You’re in the dot room now.  Circles of bright paint hang on curtains in a tightly enclosed space, you become claustrophobic. With dark makeup on my face and the black ,brightly colored dot costume, you can only see me when I’m inches from you.  I have the best view in this haunted house.

Halloween is a time for frights, candy, and costumes.  My tradition for the past  four years has been volunteering at the Covina Community Center for Girl Scouts helping as a performer who pops out of dark corners and scares the life out of our customers.  Personally, I feel the little Dora the Explorers or Teenage Mutant Ninja Turtles shouldn’t be scared out of their minds at haunted houses, they just can’t handle it.

When groups of small children take their turns walking through ,we leave the lights on and all scarers come out of their hiding spots in order for the little kids to feel safe going through the mazes.  Even then, those in costume or those like me in dark masks have to take the masks off to assure the kids they’re safe and that we’re friendly.  This is a hassle, and unfair to the performers who are there to be scary.   We shouldn’t have to take off our masks, turn on the lights, group together ,and to sing and dance to  allow the kids to still have fun. Despite the reassuring of the children, they’re still terrified to get on their hands and knees through the “Crawl to Freedom” located at the end of the maze.   Or to walk through the streamer-hung hallways.  Yet some Girl Scouts are still glued to the ground they stand on and have to be forced through. When us performers gather at the end of the night, we don’t just tell the stories of the kids who were utterly terrified, we keep tab of those we’re terrified of.  In fact, we have a watch-out list, so we remember the dangerous ones.

One step above the little scaredy-cats is the “I’m not scared of you!” kids who ruin the fun for everyone there who came to be scared.  They point out all of the performers, and they’re the ones that simply harass us.  They tend to hit, use words they shouldn’t be saying at a Girl Scout event, and get violent trying to prove to their friends their macho and tough enough.

To cope with the total fright, one girl dressed as a Twister game, beat me and other performers with her twister board that she carried around.  Another girl that dressed as a tube of lipstick decided to paint the walls and haunters with the lipsticks she brought, as if we didn’t have a lot of makeup on to begin with.  We had to pause and scrub it off due to the vibrant colors showing under the black lights.  But the worst one of all was from this year.

Rule number one, which every patron is told, is do not touch the actors.  Yes, there are exceptions, we do realize our job is to scare you and we may accidently be pushed or hit.  This year, a young girl who was coming through our maze came in to my room, the last part of the entire maze.  Walking in with swagger as the other girls cower around her, the pre-teen yells loudly, “I know you’re in here!  Come out!  YOU DON’T SCARE ME!”  My partner and I creep up towards the girls, camouflaged into  the dotted walls, and jump out at the girls.  All but the one screams.  Trying to be comical, we keep trying to scare her, me right in front, and my partner behind her.   She looks up at me, says hello, and hits me in the face with the lateral side of the water bottle she carried along with her, hitting me in the eye.  I take my mask off and start to argue with the girl and her Girl Scout leader. The leader simply wrote it off as an “accident”, when all of us knew she did it on purpose.

Haunted houses aren’t for everyone, especially every child.  Only those mature enough should be allowed through, so they don’t ruin the performers and other customer’s fun.  We plan for weeks.
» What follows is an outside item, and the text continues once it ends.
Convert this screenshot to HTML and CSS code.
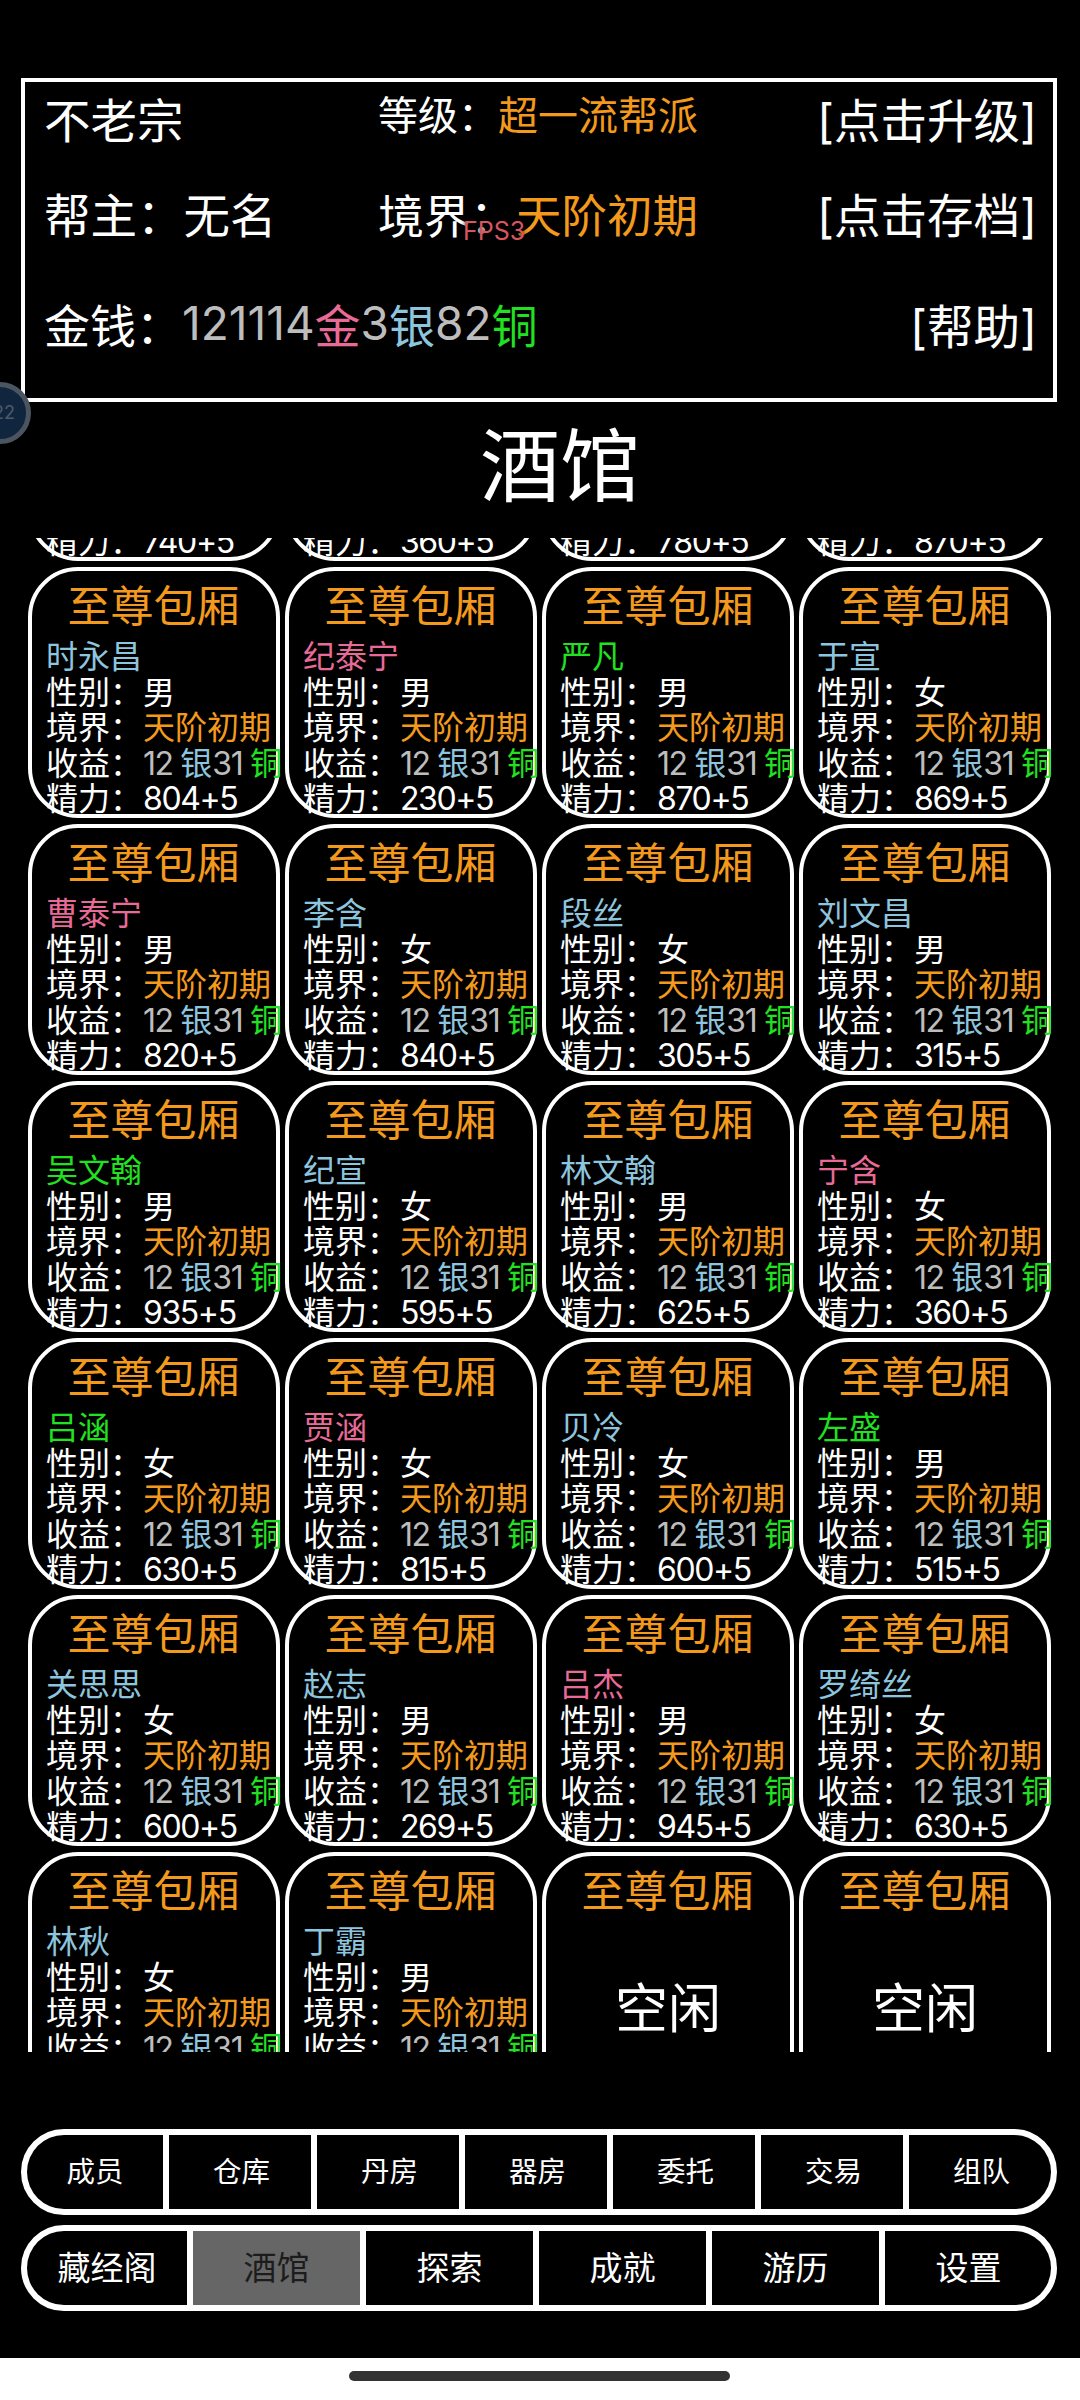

Money goes into decorating, designing, and painting.  And everything for us goes up the day before the event, and taken down after the last customer walks through, a total of two days.  We spend hours to dress and go through hair and makeup.  With all that trouble and hard work, it’s completely unfair that parents leave their immature kids to be babysat by their Girl Scout leaders who can’t control them, even when escorted through our maze by two other people.   For those who are too scared of the maze, the center has crafts and games outside for them to participate in.  Problem solved. No one wants to go if they’re trying to get scared, but can’t be because the kid in front of them pointed everyone out or is crying.  We shouldn’t have to pause to clean up lipstick graffiti or getting into arguments with customers. Their should be an age limit, or a maturity limit as to who goes through scary mazes, whether it’s at a Girl Scout center or a professional maze such as those of Knott’s Scary Farm, it ruins the fun for everyone.  And for those like me, who have to go to school the next day with a black eye.